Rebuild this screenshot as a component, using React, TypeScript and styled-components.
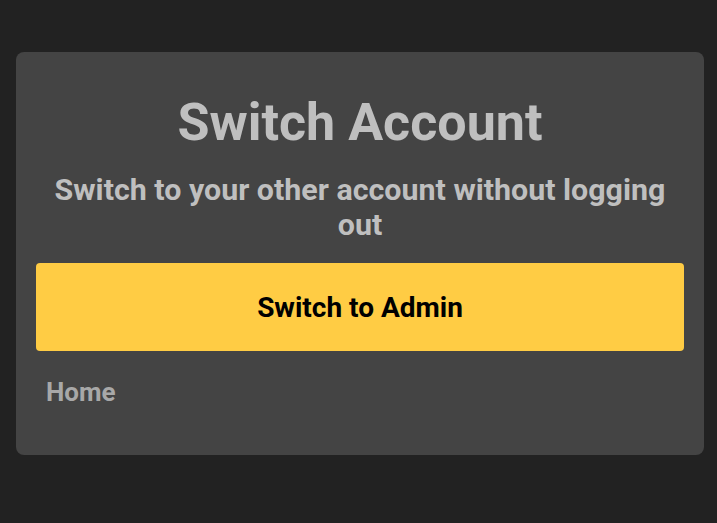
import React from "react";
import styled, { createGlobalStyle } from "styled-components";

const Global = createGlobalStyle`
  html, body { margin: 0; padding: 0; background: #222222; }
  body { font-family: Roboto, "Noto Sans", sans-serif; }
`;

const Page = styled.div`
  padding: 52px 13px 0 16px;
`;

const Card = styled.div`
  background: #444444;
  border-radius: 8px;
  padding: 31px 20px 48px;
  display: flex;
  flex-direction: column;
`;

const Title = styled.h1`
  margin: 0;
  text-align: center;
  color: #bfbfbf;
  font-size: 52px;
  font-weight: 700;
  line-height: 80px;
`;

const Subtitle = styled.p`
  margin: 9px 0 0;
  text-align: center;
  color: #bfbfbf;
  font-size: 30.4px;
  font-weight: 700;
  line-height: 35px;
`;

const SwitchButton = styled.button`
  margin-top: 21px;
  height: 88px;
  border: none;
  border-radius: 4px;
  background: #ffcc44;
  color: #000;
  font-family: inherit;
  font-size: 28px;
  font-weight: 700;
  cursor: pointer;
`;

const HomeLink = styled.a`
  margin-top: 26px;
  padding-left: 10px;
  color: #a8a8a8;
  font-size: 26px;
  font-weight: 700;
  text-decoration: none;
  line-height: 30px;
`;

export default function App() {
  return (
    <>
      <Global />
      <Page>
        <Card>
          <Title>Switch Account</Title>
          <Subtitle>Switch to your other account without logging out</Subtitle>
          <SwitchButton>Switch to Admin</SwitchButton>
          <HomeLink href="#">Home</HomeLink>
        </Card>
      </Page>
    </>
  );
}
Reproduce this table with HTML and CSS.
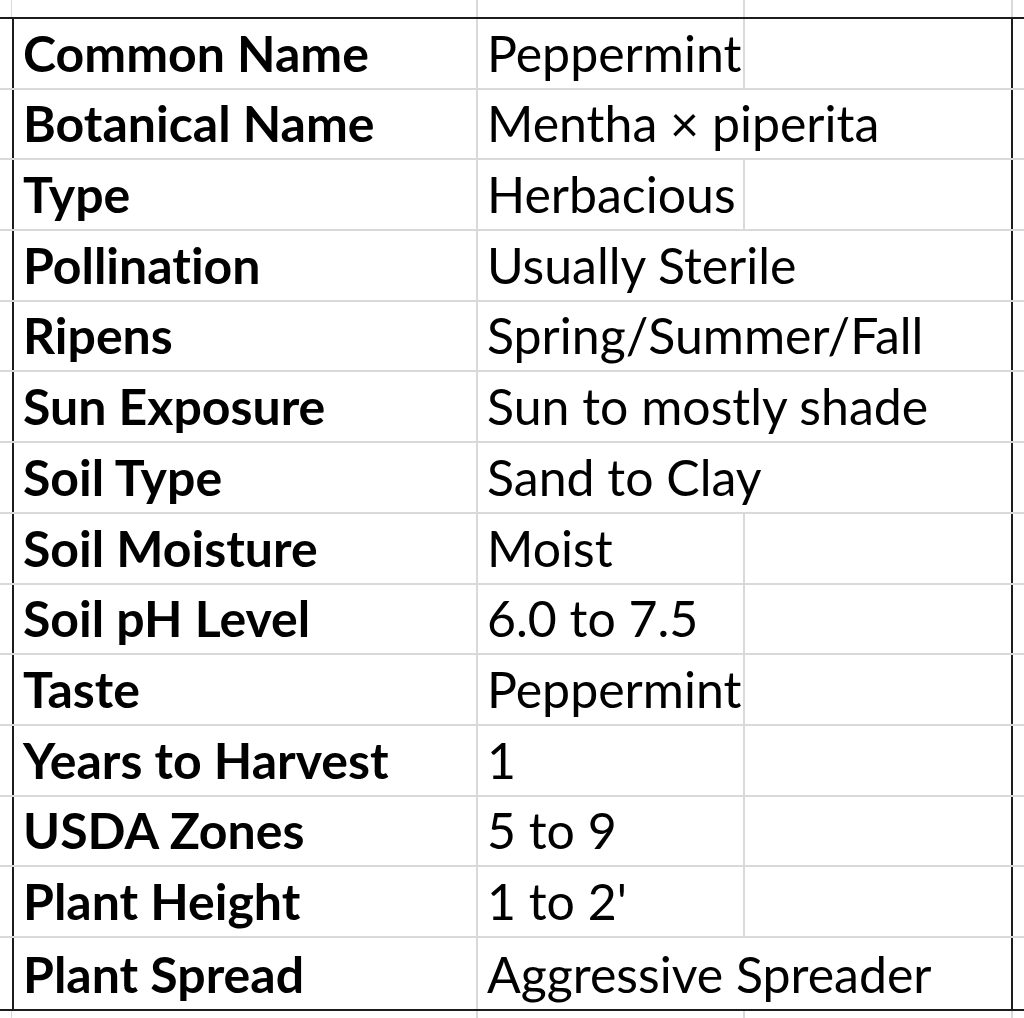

********************

- [Task to complete]: Set the listing down in full and exactly. Pictures within it should not appear in the copy.

- [Solution for this problem]:
Rebuild this screenshot as a component, using React, TypeScript and styled-components.
import React from "react";
import styled, { createGlobalStyle } from "styled-components";

const Global = createGlobalStyle`
  html, body { margin: 0; padding: 0; background: #222222; }
  body { font-family: Roboto, "Noto Sans", sans-serif; }
`;

const Page = styled.div`
  padding: 52px 13px 0 16px;
`;

const Card = styled.div`
  background: #444444;
  border-radius: 8px;
  padding: 31px 20px 48px;
  display: flex;
  flex-direction: column;
`;

const Title = styled.h1`
  margin: 0;
  text-align: center;
  color: #bfbfbf;
  font-size: 52px;
  font-weight: 700;
  line-height: 80px;
`;

const Subtitle = styled.p`
  margin: 9px 0 0;
  text-align: center;
  color: #bfbfbf;
  font-size: 30.4px;
  font-weight: 700;
  line-height: 35px;
`;

const SwitchButton = styled.button`
  margin-top: 21px;
  height: 88px;
  border: none;
  border-radius: 4px;
  background: #ffcc44;
  color: #000;
  font-family: inherit;
  font-size: 28px;
  font-weight: 700;
  cursor: pointer;
`;

const HomeLink = styled.a`
  margin-top: 26px;
  padding-left: 10px;
  color: #a8a8a8;
  font-size: 26px;
  font-weight: 700;
  text-decoration: none;
  line-height: 30px;
`;

export default function App() {
  return (
    <>
      <Global />
      <Page>
        <Card>
          <Title>Switch Account</Title>
          <Subtitle>Switch to your other account without logging out</Subtitle>
          <SwitchButton>Switch to Admin</SwitchButton>
          <HomeLink href="#">Home</HomeLink>
        </Card>
      </Page>
    </>
  );
}
Reproduce this table with HTML and CSS.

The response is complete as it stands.